Petitioner next argued that Section 8(e)17 is ambiguous because the Commission issued previous decisions using both a “weeks” and “percentages” method when determining the proper amount of credit to deduct for a subsequent injury. The Court noted that since it had determined Section 8(e)17 was unambiguous, it did not need to consider the Commission’s use of “weeks” and “percentages.”
The Court concluded that the credit to be deducted from any award made for a subsequent injury to the same member is mandatory. Dorsey v. Illinois Workers’ Compensation Comm’n, 2016 IL App (1st) 143044WC, ¶ 22. Accordingly, the Court held that since it was undisputed that the Petitioner, DeJarnatt, previously received 17.5% permanent partial loss of use of her right and left hands pursuant to a prior settlement, when applying the clear, unambiguous language of Section 8(e)17 to the facts of the present case, Petitioner’s prior settlement of 17.5% loss of use of her left hand should be deducted from the award of 20% loss of use of her left hand from the recent injury. The remaining 2.5% is then multiplied by the 190 weeks of benefits provided by Section 8(e)9 of the Act. Similarly, claimant’s prior settlement of 17.5% loss of use of her right hand should be deducted from the award of 22.5% loss of use of her left hand from the recent injury. The remaining 5% is then multiplied by the 190 weeks of benefits provided by Section 8(e)9 of the Act.

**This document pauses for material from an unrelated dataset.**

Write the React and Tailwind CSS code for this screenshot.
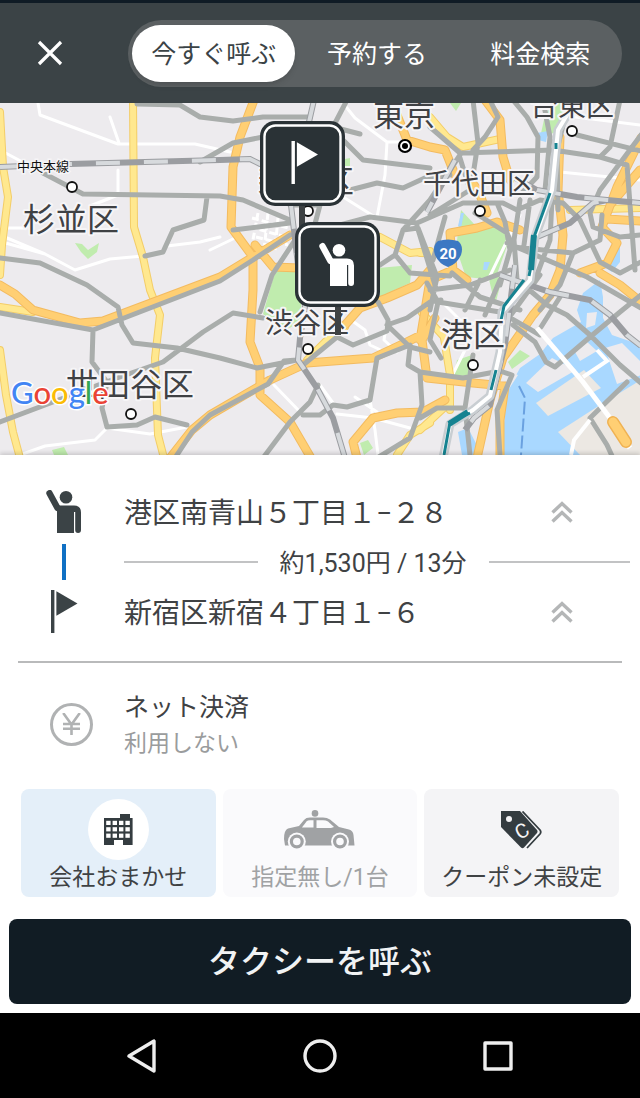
import { useState } from "react";

const TABS = ["今すぐ呼ぶ", "予約する", "料金検索"];

const WHITE_ROADS = [
  "M38 103 L40 115 L118 144 L195 144 L230 152",
  "M110 117 L119 143",
  "M0 150 L30 166",
  "M118 170 L118 195 L90 206",
  "M0 228 L25 228 M0 235 L45 254 L75 270 L110 259 L143 256",
  "M2 242 L45 254",
  "M167 246 L200 242 L220 237",
  "M210 250 L235 238",
  "M20 455 L45 446 L95 440 L107 428 L150 434 L187 427",
  "M274 385 L303 415 M337 414 L373 418 L410 428",
  "M320 385 L333 403 M355 397 L377 412",
  "M387 142 L385 175 L377 217",
  "M343 103 L355 118 L387 142 L420 142",
  "M340 195 L375 217",
  "M351 320 L365 330 L370 345 L385 352",
  "M377 300 L387 320 L384 340 L397 352",
  "M370 400 L375 430 L378 455",
  "M560 172 L640 180 M560 115 L640 125",
  "M488 280 L505 245 L520 215",
  "M440 300 L460 320 L500 330",
  "M450 380 L465 350 L470 330",
];

const YELLOW_ROADS = [
  "M0 112 L3 167 L8 197 L2 245 L0 275",
  "M133 100 L134 227 L143 257 L150 290 L160 315 L155 358 L158 435 L164 458",
  "M0 350 L6 395 L13 432 L20 458",
  "M0 307 L33 312",
  "M307 360 L325 342 L345 327",
  "M380 237 L410 253 L430 251",
  "M430 117 L447 137 L463 147 L500 139",
  "M420 253 L450 254",
  "M444 338 L450 375 L450 410",
  "M420 430 L447 405",
  "M397 455 L410 435 L430 423",
  "M570 210 L640 208",
  "M422 313 L445 338",
];

const ORANGE_ROADS = [
  "M0 285 L15 294 L33 310 L80 323 L103 321 L220 277 L253 257 L290 235",
  "M254 100 L240 137 L233 167 L231 227 L253 257 L253 290 L250 342 L260 368 L260 395 L290 422 L311 458",
  "M255 245 L273 267 L300 268",
  "M170 458 L192 430 L210 415 L270 380 L307 363 L373 358 L407 342 L421 335",
  "M357 458 L353 442 L373 418 L397 413 L423 412 L445 400",
  "M345 325 L360 308 L387 298 L417 285 L430 270",
  "M397 115 L407 140 L430 147 L445 150 L455 175",
  "M485 100 L500 120 L503 157 L510 180",
  "M470 180 L478 190 L487 213",
  "M520 230 L497 222 L477 228 L450 233 L453 270 L467 280",
  "M453 270 L430 280 L425 310 L420 340",
  "M560 137 L558 190 L563 235 L560 270 L550 295 L533 315 L503 358 L490 400 L477 458",
  "M641 138 L617 187 L602 227 L617 243 L607 263 L580 273",
  "M607 219 L641 221 M640 170 L610 205",
  "M600 273 L620 285 L641 302",
  "M427 378 L473 383 L505 386",
  "M427 378 L422 340 L435 318",
  "M505 386 L500 420 L500 455",
];

const GRAY_ROADS = [
  "M43 173 L83 194 L220 196 L243 200 L290 220",
  "M207 197 L204 220 L173 230 L163 252 L145 256",
  "M137 104 L180 105 L200 117 L233 121 L263 117 L310 117",
  "M200 162 L233 143 L263 137",
  "M0 258 L40 263 L87 285 L118 307 L122 325 L133 343 L177 348 L220 358 L257 368 L297 360",
  "M0 313 L93 330 L220 281 L253 260 L290 235",
  "M93 330 L92 362 L107 382 L102 408 L107 427 L137 425 L155 417 L187 425",
  "M0 422 L53 402 L117 378 L163 362 L203 332 L233 313 L263 318",
  "M175 458 L192 432 L210 415 L268 384 L284 361 L297 360",
  "M233 230 L290 223",
  "M263 458 L290 422 L310 402 L318 385",
  "M303 415 L320 415 L333 405 L347 407 L370 400 L377 358 L410 345",
  "M295 240 L272 275 L260 312",
  "M290 205 L320 205 L312 235",
  "M343 140 L363 160 L430 168",
  "M350 190 L377 183 L403 188 L427 177 L450 175",
  "M340 225 L370 217 L417 223 L463 203 L503 203 L517 210 L540 200",
  "M347 100 L333 127 L360 134",
  "M380 265 L395 255 L403 230 L430 200 L460 155",
  "M403 230 L418 228 L437 277 L430 310",
  "M417 226 L435 285 M445 217 L433 260",
  "M397 257 L410 273 L450 276",
  "M303 365 L337 337 L353 345 L387 331 L388 320 L378 302",
  "M387 325 L407 318 L430 302 L441 300",
  "M387 325 L410 347 L430 352",
  "M410 347 L408 365 L420 372 L422 405 L410 438 L377 458",
  "M473 100 L478 143 L473 175",
  "M490 100 L498 117 L485 137 L473 150",
  "M430 127 L460 153 L553 150 L600 157 L627 165 L635 270",
  "M513 100 L527 117 L538 137 L537 177 L520 195",
  "M543 100 L550 137 L545 190",
  "M555 140 L550 240 L535 280",
  "M568 105 L557 150 L558 210",
  "M577 135 L641 151",
  "M620 100 L610 147 L600 157",
  "M641 135 L600 190 L590 213 L593 227 L620 237 L641 235",
  "M475 213 L507 233 L513 247 L573 253 L600 240 L602 215",
  "M497 203 L505 222 L510 250 L500 285",
  "M520 200 L514 240 M530 200 L524 245 M514 240 L517 280",
  "M540 200 L563 203 L580 220 L600 262 L620 273 L641 262",
  "M507 243 L587 277 L641 308",
  "M573 253 L560 285 L540 310",
  "M460 158 L470 190 L430 215",
  "M427 283 L438 302 L430 340 L441 358",
  "M438 302 L500 312 L540 335",
  "M452 273 L480 297 L520 310",
  "M430 290 L470 285 L510 270",
  "M465 310 L480 280 M485 315 L500 280 M500 330 L540 275",
  "M420 372 L463 378 L500 371 L512 375 L497 410 L500 455",
  "M473 355 L465 408 L470 455",
  "M420 418 L437 408 L465 408",
  "M520 282 L547 305 L567 315 L590 335 L620 365 L641 383",
  "M641 295 L620 312 L590 337 L555 367 L546 362 L535 342 L513 325",
  "M560 297 L541 327",
  "M627 382 L590 418 L607 445 L613 458",
];

const RAILS = [
  "M0 167 L70 164 L220 160 L250 159 L262 165",
  "M314 100 L309 122 M291 205 L298 265",
  "M306 300 L300 338 L298 360 L317 388 L333 418 L345 458",
  "M537 190 L577 197 L607 200 L641 203",
  "M537 237 L570 223 L593 203 L607 200",
  "M500 275 L520 282 L550 292 L590 300 L610 315 L627 335 L641 346",
  "M455 160 L427 212",
  "M510 175 L537 190",
  "M515 265 L505 345 L490 405 L474 418 L465 430",
];

const RIVER =
  "M576 100 L558 130 L552 190 L535 237 L530 280 L502 312 L500 352 L490 396 L473 410 L450 424 L443 458";

const PLACES = [
  { name: "東京", x: 373, y: 126, size: 31 },
  { name: "台東区", x: 530, y: 116, size: 28, dot: [572, 131] },
  { name: "新宿区", x: 258, y: 193, size: 32, dot: [308, 211] },
  { name: "杉並区", x: 23, y: 231, size: 32, dot: [72, 187] },
  { name: "千代田区", x: 423, y: 194, size: 28, dot: [480, 211] },
  { name: "渋谷区", x: 265, y: 333, size: 28, dot: [308, 349] },
  { name: "港区", x: 441, y: 346, size: 32, dot: [473, 365] },
  { name: "世田谷区", x: 66, y: 396, size: 32, dot: [131, 414] },
];

function PersonShape() {
  return (
    <g fill="currentColor">
      <circle cx="20" cy="7.3" r="6.3" />
      <path d="M3.5 3.2 L11.5 18" stroke="currentColor" strokeWidth="6.4" strokeLinecap="round" />
      <path d="M9 15.5 H28 Q35 15.5 35 22.5 V40 A2.9 2.9 0 0 1 29.2 40 V22 H28 V43 H11 V20 Z" />
    </g>
  );
}

function FlagShape() {
  return (
    <g fill="currentColor">
      <rect x="0" y="0" width="3.4" height="43" />
      <path d="M5.4 1.2 L26.5 13.4 L5.4 25.8 Z" />
    </g>
  );
}

function MapMarker({ x, y, children }) {
  return (
    <g transform={`translate(${x} ${y})`}>
      <rect x="0" y="0" width="85" height="85" rx="15" fill="#2a3236" />
      <rect x="4.5" y="4.5" width="76" height="76" rx="11" fill="none" stroke="#fff" strokeWidth="2.4" />
      {children}
    </g>
  );
}

function RoadLayer({ roads, casing, color, width }) {
  return (
    <g fill="none" strokeLinejoin="round" strokeLinecap="round">
      {casing ? (
        <path d={roads.join(" ")} stroke={casing} strokeWidth={width + 2} />
      ) : null}
      <path d={roads.join(" ")} stroke={color} strokeWidth={width} />
    </g>
  );
}

function TokyoMap() {
  return (
    <svg
      viewBox="0 103 640 352"
      preserveAspectRatio="xMidYMid slice"
      role="img"
      aria-label="地図"
      className="block h-[352px] w-full bg-[#edebee] font-['Roboto','Noto_Sans_CJK_JP',sans-serif]"
    >
      {/* parks */}
      <g fill="#c0ecae">
        <path d="M276 268 L300 272 L302 322 L285 330 L263 314 Z" />
        <path d="M378 268 L412 265 L410 283 L380 297 Z" />
        <path d="M461 210 L475 225 L500 227 L509 240 L495 280 L466 277 L456 248 Z" />
        <path d="M553 103 L570 103 L556 132 L540 138 L545 115 Z" />
        <path d="M450 103 L461 103 L456 111 Z M488 275 L503 275 L495 305 Z" />
        <path d="M75 243 L82 244 L88 250 L99 243 L97 252 L88 259 L81 252 Z" />
        <path d="M52 450 L64 447 L68 455 L54 455 Z" />
        <path d="M457 360 L472 355 L468 378 L454 377 Z M508 362 L520 350 L530 356 L512 369 Z" />
        <path d="M360 443 L368 440 L373 448 L364 455 Z M340 160 L350 158 L350 166 L340 168 Z" />
      </g>

      {/* bay, canals and reclaimed land */}
      <g fill="#a9d8ff">
        <path d="M600 280 L583 293 L577 310 L581 322 L553 338 L540 354 L520 368 L507 392 L500 455 L641 455 L641 345 L612 335 L603 318 L603 297 Z" />
        <path d="M610 253 L620 247 L620 262 L612 272 L606 268 Z M537 133 L548 131 L546 142 L538 140 Z" />
        <path d="M461 213 L464 213 L461 228 L458 226 Z M484 262 L490 262 L487 270 L483 270 Z M458 432 L468 428 L482 455 L462 455 Z" />
      </g>
      <path d="M603 290 L641 308 L641 340 L615 330 Z M587 313 L597 312 L595 325 L586 328 Z" fill="#edebee" />
      <path d="M526 383 L552 358 L576 370 L538 392 Z" fill="#edebee" />
      <path d="M585 340 L597 351 L580 361 L575 352 Z M605 348 L622 343 L641 362 L641 375 L617 384 Z" fill="#edebee" />
      <path d="M536 403 L584 370 L601 388 L548 416 Z" fill="#ece8e3" />
      <path d="M558 432 L600 405 L641 380 L641 455 L580 455 Z" fill="#ece8e3" />
      <path d="M505 370 L518 375 L507 392 L501 455 L495 455 L497 400 Z" fill="#edebee" />
      <path d="M519 386 L525 398 L521 455" fill="none" stroke="#6aa1e0" strokeWidth="2" strokeDasharray="13 4" />

      <RoadLayer roads={WHITE_ROADS} color="#ffffff" width={3} />
      {/* small street grid west of Shinjuku */}
      <g stroke="#fff" strokeWidth="3" strokeDasharray="7 3">
        <path d="M252 218 L288 228 M250 227 L286 237 M256 237 L288 245 M258 213 L252 245 M268 213 L264 250 M278 218 L275 250" />
      </g>

      <RoadLayer roads={YELLOW_ROADS} casing="#f3cd68" color="#ffe88f" width={6} />
      <RoadLayer roads={ORANGE_ROADS} casing="#f3bb60" color="#ffcf73" width={7} />
      <RoadLayer roads={GRAY_ROADS} color="#a9adab" width={5} />

      <g fill="none">
        <path d={RAILS.join(" ")} stroke="#9b9da1" strokeWidth="6" />
        <path d={RAILS.join(" ")} stroke="#d7dadd" strokeWidth="4" strokeDasharray="24 24" />
      </g>

      {/* river with the rail line beside it */}
      <g fill="none" strokeLinejoin="round">
        <path d={RIVER} stroke="#c9ced2" strokeWidth="9" />
        <path d={RIVER} stroke="#fff" strokeWidth="4" />
        <path d="M572 103 L564 116 M556 143 L556 149 M550 193 L534 237 L533 257 L529 276 M524 280 L504 306 L500 325 M496 370 L491 390 M470 413 L450 422 L444 455" stroke="#168391" strokeWidth="3" />
        <path d="M534 235 L531 270 M468 412 L449 424" stroke="#168391" strokeWidth="6" />
      </g>

      {/* bridge over the bay */}
      <path d="M537 328 L583 382 L610 418 L630 448" fill="none" stroke="#fff" strokeWidth="5" />
      <path d="M583 377 L607 361 L597 350 M590 420 L574 440 L571 455" fill="none" stroke="#fff" strokeWidth="4" />
      <path d="M613 422 L626 442" stroke="#f0b252" strokeWidth="12" strokeLinecap="round" />
      <path d="M613 422 L626 442" stroke="#ffcf73" strokeWidth="9" strokeLinecap="round" />

      {/* route shield */}
      <path d="M438 241 Q448 238 458 241 Q464 246 461 255 Q457 264 448 267 Q439 264 435 255 Q432 246 438 241 Z" fill="#3c78c3" />
      <text x="448" y="259" textAnchor="middle" fontSize="15" fontWeight="700" fill="#fff">
        20
      </text>

      {PLACES.map((place) => (
        <g key={place.name}>
          <text
            x={place.x}
            y={place.y}
            fontSize={place.size}
            fill="#3f4144"
            stroke="#f6f5f7"
            strokeWidth="4"
            strokeLinejoin="round"
            paintOrder="stroke"
          >
            {place.name}
          </text>
          {place.dot ? (
            <circle cx={place.dot[0]} cy={place.dot[1]} r="5" fill="#fff" stroke="#111" strokeWidth="1.8" />
          ) : null}
        </g>
      ))}
      <circle cx="405" cy="146" r="6" fill="#fff" stroke="#000" strokeWidth="2.2" />
      <circle cx="405" cy="146" r="3" />
      <text x="17" y="171" fontSize="13" fill="#111" stroke="#f6f5f7" strokeWidth="3" paintOrder="stroke">
        中央本線
      </text>

      <text
        x="11"
        y="404"
        fontSize="31"
        stroke="#fff"
        strokeWidth="3"
        paintOrder="stroke"
        className="font-['Lato',sans-serif] font-medium"
      >
        <tspan fill="#4285f4">G</tspan>
        <tspan fill="#ea4335">o</tspan>
        <tspan fill="#fbbc05">o</tspan>
        <tspan fill="#4285f4">g</tspan>
        <tspan fill="#34a853">l</tspan>
        <tspan fill="#ea4335">e</tspan>
      </text>

      <rect x="299" y="200" width="6" height="40" fill="#3e4244" />
      <rect x="335" y="300" width="6" height="35" fill="#3e4244" />
      <MapMarker x={260} y={121}>
        <g transform="translate(31.5 20)" className="text-white">
          <FlagShape />
        </g>
      </MapMarker>
      <MapMarker x={295} y={222}>
        <g transform="translate(24 21)" className="text-white">
          <PersonShape />
        </g>
      </MapMarker>
    </svg>
  );
}

function ChevronsUp() {
  return (
    <svg viewBox="0 0 22 22" fill="none" stroke="#b4b6b7" strokeWidth="3.4" className="size-[22px]">
      <path d="M1.5 11.5 L11 2.5 L20.5 11.5 M1.5 20.5 L11 11.5 L20.5 20.5" />
    </svg>
  );
}

function AddressRow({ icon, address }) {
  return (
    <button type="button" className="flex h-14 w-full items-center pr-[67px] text-left">
      <span className="flex w-[124px] shrink-0 justify-center pl-1 text-[#3b4346]">{icon}</span>
      <span className="flex-1 pt-1 text-[28px] leading-9">{address}</span>
      <ChevronsUp />
    </button>
  );
}

function YenIcon() {
  return (
    <svg viewBox="0 0 19 22" fill="none" stroke="currentColor" strokeWidth="2.6" className="h-[22px] w-[19px]">
      <path d="M1.2 0 L9.5 11.5 L17.8 0 M9.5 10.5 V22 M1 11 H18 M1 15.8 H18" />
    </svg>
  );
}

function BuildingIcon() {
  return (
    <svg viewBox="0 0 29 31" className="h-[31px] w-[29px]">
      <path d="M16 0 H26 V4 H28.6 V31 H19 V26 H10 V31 H0 V4 H16 Z" fill="#343c40" />
      {[6.8, 13.2, 19.6].map((y) =>
        [2.2, 8.6, 15, 21.4].map((x) => (
          <rect key={`${x}-${y}`} x={x} y={y} width="4.4" height="4.2" fill="#fff" />
        ))
      )}
    </svg>
  );
}

function TaxiIcon() {
  return (
    <svg viewBox="0 0 71 39" className="h-[39px] w-[71px]">
      <circle cx="31" cy="3.4" r="3.3" fill="#a0a2a4" />
      <path
        d="M0 29 Q0 20 4 18.5 L15 16 L20 10 Q22 7.6 26 7.6 H39 Q43 7.6 46 9.6 L55 17 L65 19.5 Q69 20.5 69.5 25 L70.5 35.5 H1 Z"
        fill="#a0a2a4"
      />
      <path d="M18.5 16.8 L22.5 11.6 Q23.6 10.2 26 10.2 H29.5 V17.6 H18 Z" fill="#fafafc" />
      <path d="M32.5 10.2 H39 Q42 10.2 44 11.6 L50 17 L47 18 H32.5 Z" fill="#fafafc" />
      <circle cx="12.8" cy="31.5" r="9" fill="#fafafc" />
      <circle cx="12.8" cy="31.5" r="5.4" fill="none" stroke="#a0a2a4" strokeWidth="3.2" />
      <circle cx="56" cy="31.5" r="9" fill="#fafafc" />
      <circle cx="56" cy="31.5" r="5.4" fill="none" stroke="#a0a2a4" strokeWidth="3.2" />
    </svg>
  );
}

function CouponIcon() {
  return (
    <svg viewBox="0 0 42 38" className="h-[38px] w-[42px]">
      <path d="M0 0 H19 L36 19 Q37 20.5 36 22 L23 36.5 Q21.5 38 20 36.5 L0 16 Z" fill="#343c40" />
      <path d="M21.5 .5 L39 19 Q40.5 21 39 23 L26 37" fill="none" stroke="#343c40" strokeWidth="1.8" />
      <circle cx="8" cy="8" r="3" fill="#f4f4f6" />
      <text
        x="21"
        y="27"
        textAnchor="middle"
        fontSize="20"
        fill="#f4f4f6"
        transform="rotate(-30 21 20)"
        className="font-['Roboto',sans-serif]"
      >
        C
      </text>
    </svg>
  );
}

export default function App() {
  const [activeTab, setActiveTab] = useState(TABS[0]);

  return (
    <div className="flex min-h-screen flex-col bg-white font-['Roboto','Noto_Sans_CJK_JP',sans-serif] text-[#3f4244]">
      <header className="flex h-[103px] items-center border-t-[3px] border-[#0f1b25] bg-[#3b4346] pr-[18px]">
        <div className="flex w-32 shrink-0 pl-[37px]">
          <button type="button" aria-label="閉じる">
            <svg viewBox="0 0 26 26" fill="none" stroke="#fff" strokeWidth="3.2" className="size-[26px]">
              <path d="M2 2 L24 24 M24 2 L2 24" />
            </svg>
          </button>
        </div>
        <div className="flex h-[67px] flex-1 rounded-full bg-[#5b6062] py-[5px] pl-1">
          {TABS.map((tab) => (
            <button
              key={tab}
              type="button"
              onClick={() => setActiveTab(tab)}
              className={
                tab === activeTab
                  ? "flex-1 rounded-full bg-white pt-1 text-[25px] leading-8 text-[#3b4346] shadow-md"
                  : "flex-1 rounded-full pt-1 text-[25px] leading-8 text-white"
              }
            >
              {tab}
            </button>
          ))}
        </div>
      </header>

      <TokyoMap />

      <main className="flex flex-1 flex-col shadow-[0_-2px_4px_rgba(0,0,0,0.15)]">
        <section className="pt-[29px]">
          <AddressRow
            address="港区南青山５丁目１−２８"
            icon={
              <svg viewBox="0 0 36 44" className="h-11 w-9">
                <PersonShape />
              </svg>
            }
          />
          <div className="flex h-11 items-center pr-[10px]">
            <div className="flex w-[124px] shrink-0 justify-center pl-1">
              <span className="h-9 w-1 bg-[#0f70c4]" />
            </div>
            <span className="h-[2px] flex-[17] bg-[#c2c3c4]" />
            <span className="px-[22px] pt-1 text-[25px] leading-8">約1,530円 / 13分</span>
            <span className="h-[2px] flex-[18] bg-[#c2c3c4]" />
          </div>
          <AddressRow
            address="新宿区新宿４丁目１−６"
            icon={
              <svg viewBox="0 0 27 44" className="h-11 w-[27px]">
                <FlagShape />
              </svg>
            }
          />
        </section>

        <hr className="mx-[18px] mt-[21px] border-t-2 border-[#b9babb]" />

        <button type="button" className="mt-[25px] flex items-center text-left">
          <span className="flex w-[124px] shrink-0 pl-[50px]">
            <span className="flex size-[43px] items-center justify-center rounded-full border-[3px] border-[#b0b2b3] text-[#b0b2b3]">
              <YenIcon />
            </span>
          </span>
          <span className="flex h-[72px] flex-col pt-[2px]">
            <span className="text-[25px] leading-9">ネット決済</span>
            <span className="text-[23px] leading-9 text-[#9a9c9d]">利用しない</span>
          </span>
        </button>

        <div className="mt-[29px] grid grid-cols-3 gap-[7px] px-[21px]">
          <button type="button" className="flex h-[108px] flex-col items-center rounded-lg bg-[#e4eff9] pt-[10px]">
            <span className="flex size-[61px] items-center justify-center rounded-full bg-white">
              <BuildingIcon />
            </span>
            <span className="text-[23px] leading-9">会社おまかせ</span>
          </button>
          <button
            type="button"
            disabled
            className="flex h-[108px] flex-col items-center rounded-lg bg-[#fafafc] pt-[10px] text-[#a0a2a4]"
          >
            <span className="flex h-[61px] items-center">
              <TaxiIcon />
            </span>
            <span className="text-[23px] leading-9">指定無し/1台</span>
          </button>
          <button type="button" className="flex h-[108px] flex-col items-center rounded-lg bg-[#f4f4f6] pt-[10px]">
            <span className="flex h-[61px] items-center">
              <CouponIcon />
            </span>
            <span className="text-[23px] leading-9">クーポン未設定</span>
          </button>
        </div>

        <div className="mt-[22px] px-[9px] pb-[9px]">
          <button
            type="button"
            className="h-[85px] w-full rounded-lg bg-[#111c24] text-[32px] font-medium text-[#f1f3f4]"
          >
            タクシーを呼ぶ
          </button>
        </div>
      </main>

      <nav className="flex h-[85px] items-center justify-center gap-36 bg-black">
        <button type="button" aria-label="戻る">
          <svg viewBox="0 0 34 34" fill="none" stroke="#eee" strokeWidth="3.4" strokeLinejoin="round" className="size-[34px]">
            <path d="M29 2 V32 L4 17 Z" />
          </svg>
        </button>
        <button type="button" aria-label="ホーム">
          <svg viewBox="0 0 34 34" fill="none" stroke="#eee" strokeWidth="3.4" className="size-[34px]">
            <circle cx="17" cy="17" r="15" />
          </svg>
        </button>
        <button type="button" aria-label="最近使ったアプリ">
          <svg viewBox="0 0 34 34" fill="none" stroke="#eee" strokeWidth="3.4" strokeLinejoin="round" className="size-[34px]">
            <rect x="4" y="4" width="26" height="26" />
          </svg>
        </button>
      </nav>
    </div>
  );
}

From a practical perspective, there is no “shelf life” on PPD benefits awarded or paid as part of a settlement. The holding in the DeJarnatt case removes the need to determine whether the prior benefits were before or after the amendment of Section 8(e). Instead, credit is based upon the percentage and not the weeks. Unfortunately, this case only applies to specific losses under Section 8(e). There is no statutory provision for credit under Section 8(d)2. Such a credit will require amending the Act. With the current Illinois legislative configuration, it is unlikely such a credit will become a reality any time soon.